Cuando ya amaneció, estaba Jesús en la orilla; pero los discípulos no sabían
que era Jesús. Díceles Jesús: «Muchachos, ¿no tenéis pescado?». Le contestaron:
«No». Él les dijo: «Echad la red a la derecha de la barca y encontraréis». La
echaron, pues, y ya no podían arrastrarla por la abundancia de peces. El
discípulo a quien Jesús amaba dice entonces a Pedro: «Es el Señor». Al oír
Simón Pedro que era el Señor se puso el vestido —pues estaba desnudo— y se
lanzó al mar. Los demás discípulos vinieron en la barca, arrastrando la red con
los peces; pues no distaban mucho de tierra, sino unos doscientos codos.
Nada más saltar a tierra, ven preparadas unas brasas y un pez sobre ellas y
pan. Díceles Jesús: «Traed algunos de los peces que acabáis de pescar». Subió
Simón Pedro y sacó la red a tierra, llena de peces grandes: ciento cincuenta y
tres. Y, aun siendo tantos, no se rompió la red. Jesús les dice: «Venid y
comed». Ninguno de los discípulos se atrevía a preguntarle: «¿Quién eres tú?»,
sabiendo que era el Señor. Viene entonces Jesús, toma el pan y se lo da; y de
igual modo el pez. Esta fue ya la tercera vez que Jesús se manifestó a los
discípulos después de resucitar de entre los muertos.
Después de haber comido, dice Jesús a Simón Pedro: «Simón, hijo de Juan, ¿me
amas más que éstos?». Le dice él: «Sí, Señor, tú sabes que te quiero». Le dice
Jesús: «Apacienta mis corderos». Vuelve a decirle por segunda vez: «Simón, hijo
de Juan, ¿me amas?». Le dice él: «Sí, Señor, tú sabes que te quiero». Le dice
Jesús: «Apacienta mis ovejas». Le dice por tercera vez: «Simón, hijo de Juan,
¿me quieres?». Se entristeció Pedro de que le preguntase por tercera vez: «¿Me
quieres?» y le dijo: «Señor, tú lo sabes todo; tú sabes que te quiero». Le dice
Jesús: «Apacienta mis ovejas. En verdad, en verdad te digo: cuando eras joven,
tú mismo te ceñías, e ibas adonde querías; pero cuando llegues a viejo,
extenderás tus manos y otro te ceñirá y te llevará adonde tú no quieras». Con
esto indicaba la clase de muerte con que iba a glorificar a Dios. Dicho esto,
añadió: «Sígueme».
Comentario
Hoy, tercer Domingo de Pascua, contemplamos todavía las
apariciones del Resucitado, este año según el evangelista Juan, en el
impresionante capítulo veintiuno, todo él impregnado de referencias
sacramentales, muy vivas para la comunidad cristiana de la primera generación,
aquella que recogió el testimonio evangélico de los mismos Apóstoles.

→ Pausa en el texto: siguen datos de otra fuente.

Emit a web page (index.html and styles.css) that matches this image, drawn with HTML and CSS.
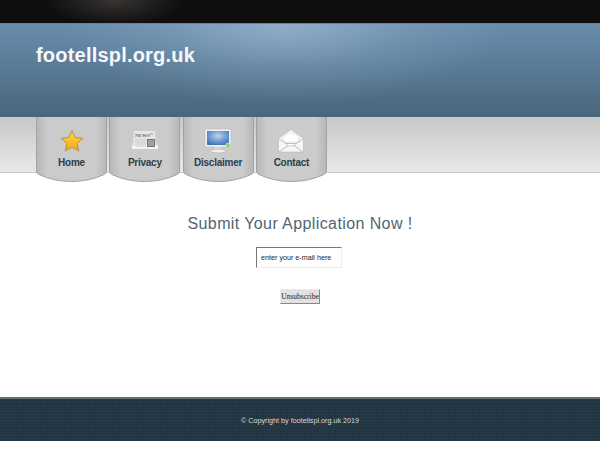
FILE: index.html

```html
<!DOCTYPE html>
<html lang="en">
<head>
  <meta charset="UTF-8">
  <title>footellspl.org.uk</title>
  <link rel="stylesheet" href="styles.css">
</head>
<body>
  <div class="topbar"></div>
  <header class="banner">
    <h1 class="site-name">footellspl.org.uk</h1>
  </header>

  <nav class="menu">
    <a class="tab" href="#">
      <svg class="icon" width="26" height="26" viewBox="0 0 26 26">
        <defs>
          <linearGradient id="star" x1="0" y1="0" x2="0" y2="1">
            <stop offset="0" stop-color="#fdd94f"/>
            <stop offset="1" stop-color="#f6a80c"/>
          </linearGradient>
        </defs>
        <path d="M13 2.500l3.200 7 7.600.8-5.700 5.100 1.600 7.600-6.700-3.900-6.700 3.900 1.600-7.600-5.700-5.100 7.600-.8z" fill="url(#star)" stroke="#b08a2a" stroke-width=".8" stroke-linejoin="round"/>
      </svg>
      <span>Home</span>
    </a>
    <a class="tab" href="#">
      <svg class="icon" width="28" height="26" viewBox="0 0 28 26">
        <path d="M3 3h21l1 17H2z" fill="#e6e6e6"/>
        <rect x="1" y="17" width="26" height="4" rx="1" fill="#f4f4f4"/>
        <text class="news" x="4" y="9">NEWS</text>
        <rect x="19" y="5" width="3" height="2" fill="#bbb"/>
        <path d="M4 12h11M4 14h11M4 16h11M4 18h11" stroke="#cdcdcd"/>
        <rect x="16" y="11" width="8" height="8" fill="#777"/>
        <path d="M17 13h6M17 15h6M17 17h6" stroke="#ddd" stroke-width=".8"/>
      </svg>
      <span>Privacy</span>
    </a>
    <a class="tab" href="#">
      <svg class="icon" width="28" height="26" viewBox="0 0 28 26">
        <defs>
          <radialGradient id="screen" cx=".5" cy=".35" r=".7">
            <stop offset="0" stop-color="#c4d4e8"/>
            <stop offset=".55" stop-color="#6f9dd2"/>
            <stop offset="1" stop-color="#3c72b3"/>
          </radialGradient>
        </defs>
        <rect x="1" y="1" width="26" height="18" rx="1.500" fill="#eef0f1" stroke="#b5b5b5" stroke-width=".5"/>
        <rect x="3" y="3" width="22" height="14" fill="url(#screen)"/>
        <path d="M11 19h6l1 3h-8z" fill="#d8d8d8"/>
        <ellipse cx="14" cy="23" rx="8" ry="1.800" fill="#efefef" stroke="#a9a9a9" stroke-width=".5"/>
        <circle cx="24" cy="17.500" r="2.500" fill="#8fd06a" stroke="#e8f5df" stroke-width=".6"/>
      </svg>
      <span>Disclaimer</span>
    </a>
    <a class="tab" href="#">
      <svg class="icon" width="28" height="26" viewBox="0 0 28 26">
        <path d="M1.500 10.500L14 1.500l12.500 9V24h-25z" fill="#f6f6f6" stroke="#b8b8b8" stroke-width=".6"/>
        <path d="M6 9L14 4.500 22 9l-1 5H7z" fill="#fff" stroke="#d5d5d5" stroke-width=".5"/>
        <path d="M2 11l7 4.500h10l7-4.500" fill="none" stroke="#a3a3a3" stroke-width=".7"/>
        <path d="M2 24l9-6.500M26 24l-9-6.500" stroke="#a9a9a9" stroke-width=".8"/>
        <path d="M9 15.500h10l-3 2.500h-4z" fill="#fff" stroke="#a9a9a9" stroke-width=".6"/>
      </svg>
      <span>Contact</span>
    </a>
  </nav>

  <main class="content">
    <h2 class="headline">Submit Your Application Now !</h2>
    <form class="signup">
      <input class="email" type="text" value="enter your e-mail here">
      <button class="submit" type="button">Unsubscribe</button>
    </form>
  </main>

  <footer class="footer">
    <p>© Copyright by footellspl.org.uk 2019</p>
  </footer>
</body>
</html>
```

FILE: styles.css

```css
* { margin: 0; padding: 0; box-sizing: border-box; }
body { background: #fff; font-family: "Liberation Sans", Arial, sans-serif; color: #333; }

.topbar {
  height: 23px;
  background: radial-gradient(ellipse 70px 26px at 115px 0, #383533 0%, #201f1e 55%, transparent 100%), #0e0e0e;
}

.banner {
  height: 94px;
  padding: 20px 36px 0;
  border-top: 1px solid #6f7f8c;
  background:
    radial-gradient(ellipse 220px 80px at 285px 0, rgba(165, 192, 218, .65), rgba(165, 192, 218, .2) 55%, rgba(165, 192, 218, 0) 100%),
    linear-gradient(#6a8dac, #48667c);
}
.site-name { font-size: 20px; line-height: 23px; font-weight: bold; color: #f6f8fa; letter-spacing: .2px; }

.menu {
  height: 56px;
  padding-left: 36px;
  display: flex;
  gap: 2.300px;
  align-items: flex-start;
  background: linear-gradient(#c8c8c8, #e8e8e8);
  border-bottom: 1px solid #c9c9c9;
}
/* tab outline is a shallow arc, border-radius gives too round a corner */
.tab {
  width: 71px;
  height: 66px;
  flex: none;
  padding-top: 11px;
  display: flex;
  flex-direction: column;
  align-items: center;
  text-decoration: none;
  background: url("data:image/svg+xml,%3Csvg xmlns='http://www.w3.org/2000/svg' width='71' height='66'%3E%3ClinearGradient id='g'%3E%3Cstop offset='0' stop-color='%23b6b6b6'/%3E%3Cstop offset='.15' stop-color='%23cbcbcb'/%3E%3Cstop offset='.85' stop-color='%23cbcbcb'/%3E%3Cstop offset='1' stop-color='%23b6b6b6'/%3E%3C/linearGradient%3E%3Cpath d='M.5 0V54.500Q.5 56 3 57.500Q18 64.500 35.500 64.500Q53 64.500 68 57.500Q70.500 56 70.500 54.500V0' fill='url(%23g)' stroke='%23a2a2a2'/%3E%3C/svg%3E") no-repeat;
}
.tab span { margin-top: 3px; font-size: 10px; line-height: 12px; font-weight: bold; color: #2c3d4c; letter-spacing: -.25px; }
.icon { height: 26px; display: block; }
.news { font: bold 5px "Liberation Serif", serif; fill: #666; }

.content { height: 224px; padding-top: 41px; text-align: center; }
.headline { font-size: 16px; line-height: 20px; font-weight: normal; color: #4f6677; letter-spacing: .4px; }
.signup { display: flex; flex-direction: column; align-items: center; }
.email {
  width: 86px;
  height: 21px;
  margin: 13px 2px 0 0;
  padding: 0 4px;
  font: 7.200px "Liberation Sans", sans-serif;
  color: #222;
  background: #fff;
  border: 1px solid #eee;
  border-top-color: #777;
  border-left-color: #777;
  outline: none;
}
.submit {
  width: 40px;
  height: 15px;
  margin-top: 21px;
  font: 7.500px "Liberation Serif", serif;
  color: #222;
  background: #e4e2df;
  border: 1px solid #e9e9e9;
  border-right-color: #888;
  border-bottom-color: #888;
}

.footer {
  height: 44px;
  padding-top: 17px;
  text-align: center;
  border-top: 2px solid #5f6f74;
  background:
    repeating-linear-gradient(90deg, rgba(255, 255, 255, .025) 0 1px, transparent 1px 3px),
    repeating-linear-gradient(rgba(255, 255, 255, .025) 0 1px, transparent 1px 3px),
    #203442;
}
.footer p { font-size: 7.200px; line-height: 10px; color: #d5dade; }
```
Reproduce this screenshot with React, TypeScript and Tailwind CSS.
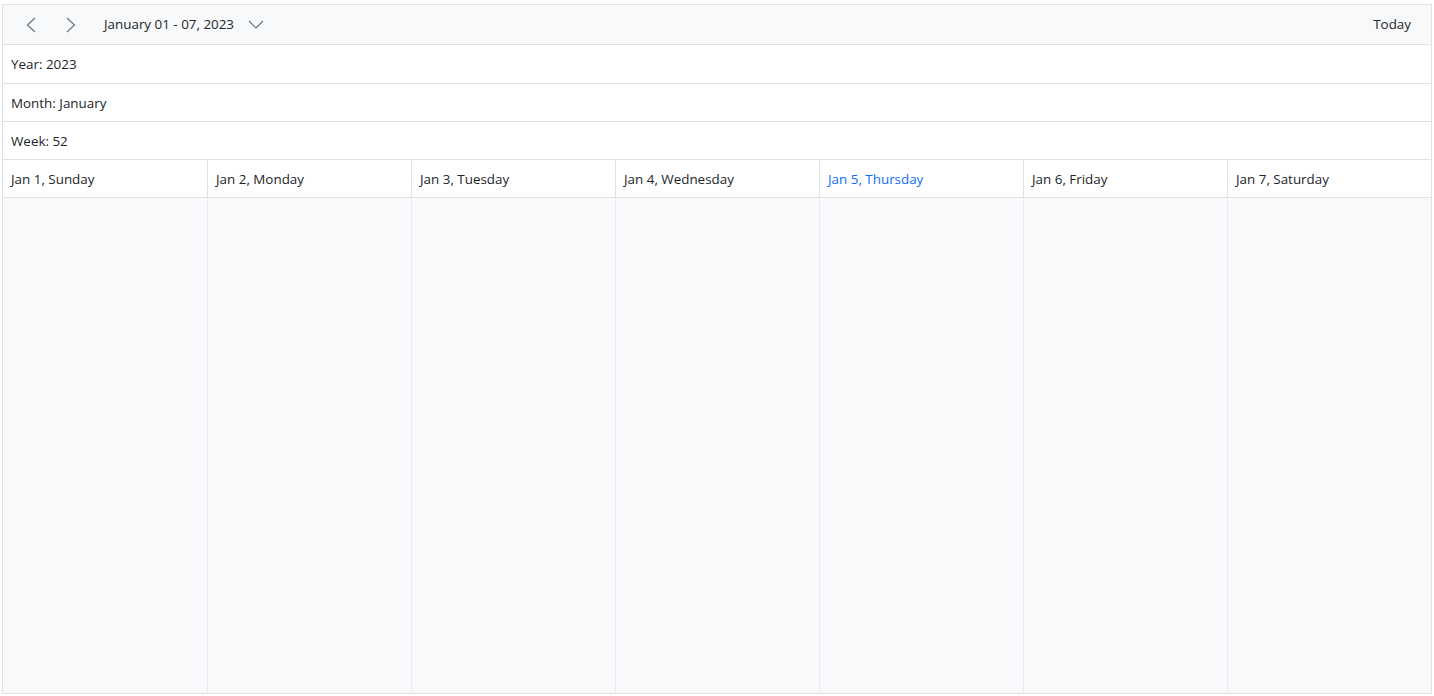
const days = [
  { label: "Jan 1, Sunday" },
  { label: "Jan 2, Monday" },
  { label: "Jan 3, Tuesday" },
  { label: "Jan 4, Wednesday" },
  { label: "Jan 5, Thursday", today: true },
  { label: "Jan 6, Friday" },
  { label: "Jan 7, Saturday" },
];

const Chevron = ({ d, w, h }: { d: string; w: number; h: number }) => (
  <svg width={w} height={h} viewBox={`0 0 ${w} ${h}`} fill="none" stroke="#6c757d" strokeWidth={1.2}>
    <path d={d} />
  </svg>
);

const App = () => {
  return (
    <div
      className="h-[696px] pt-1 px-[2px] pb-[2px] bg-white text-[13.4px] text-[#212529]"
      style={{ fontFamily: '"Segoe UI", "Open Sans", "Noto Sans", sans-serif' }}
    >
      <div className="flex h-full flex-col border border-[#dee2e6]">
        {/* Toolbar */}
        <div className="flex h-10 shrink-0 items-center border-b border-[#dee2e6] bg-[#f8f9fa] pl-[20px] pr-5">
          <button className="flex h-8 w-4 items-center justify-center">
            <Chevron w={12} h={16} d="M10 1 L2.5 8 L10 15" />
          </button>
          <button className="ml-6 flex h-8 w-4 items-center justify-center">
            <Chevron w={12} h={16} d="M2 1 L9.5 8 L2 15" />
          </button>
          <button className="ml-[25px] flex items-center gap-[14px] text-[#212529]">
            <span>January 01 - 07, 2023</span>
            <span className="mt-[2px]">
              <Chevron w={16} h={10} d="M1 1 L8 8 L15 1" />
            </span>
          </button>
          <button className="ml-auto">Today</button>
        </div>

        {/* Info rows */}
        <div className="flex h-[39px] shrink-0 items-center border-b border-[#dee2e6] px-2 pt-px">Year: 2023</div>
        <div className="flex h-[38px] shrink-0 items-center border-b border-[#dee2e6] px-2 pt-px">Month: January</div>
        <div className="flex h-[38px] shrink-0 items-center border-b border-[#dee2e6] px-2 pt-px">Week: 52</div>

        {/* Day headers */}
        <div className="grid h-[38px] shrink-0 grid-cols-7 border-b border-[#dee2e6]">
          {days.map((d, i) => (
            <div
              key={i}
              className={`flex items-center px-2 pt-px ${i > 0 ? "border-l border-[#dee2e6]" : ""} ${
                d.today ? "text-[#0d6efd]" : ""
              }`}
            >
              {d.label}
            </div>
          ))}
        </div>

        {/* Body */}
        <div className="grid flex-1 grid-cols-7 bg-[#f8f9fa]">
          {days.map((_, i) => (
            <div key={i} className={i > 0 ? "border-l border-dotted border-[#dee2e6]" : ""} />
          ))}
        </div>
      </div>
    </div>
  );
};

export default App;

Éstos, después de los acontecimientos pascuales, parece que retornan a su
ocupación habitual, como habiendo olvidado que el Maestro los había convertido
en “pescadores de hombres”. Un error que el evangelista reconoce, constatando
que —a pesar de haberse esforzado— «no pescaron nada» (Jn 21,3). Era la noche
de los discípulos. Sin embargo, al amanecer, la presencia conocida del Señor le
da la vuelta a toda la escena. Simón Pedro, que antes había tomado la
iniciativa en la pesca infructuosa, ahora recoge la red llena: ciento cincuenta
y tres peces es el resultado, número que es la suma de los valores numéricos de
Simón (76) y de ikhthys (=pescado, 77). ¡Significativo!
Así, cuando bajo la mirada del Señor glorificado y con su autoridad, los
Apóstoles, con la primacía de Pedro —manifestada en la triple profesión de amor
al Señor— ejercen su misión evangelizadora, se produce el milagro: “pescan
hombres”. Los peces, una vez pescados, mueren cuando se los saca de su medio.
Así mismo, los seres humanos también mueren si nadie los rescata de la
oscuridad y de la asfixia, de una existencia alejada de Dios y envuelta de
absurdidad, llevándolos a la luz, al aire y al calor de la vida. ¿De qué vida?
De la vida de Cristo, que él mismo alimenta desde la playa de su gloria, figura
espléndida de la vida sacramental de la Iglesia y, primordialmente, de la
Eucaristía. En ella el Señor da personalmente el pan y, con él, se da a sí
mismo, como indica la presencia del pez, que para la primera comunidad
cristiana era un símbolo de Cristo y, por tanto, del cristiano.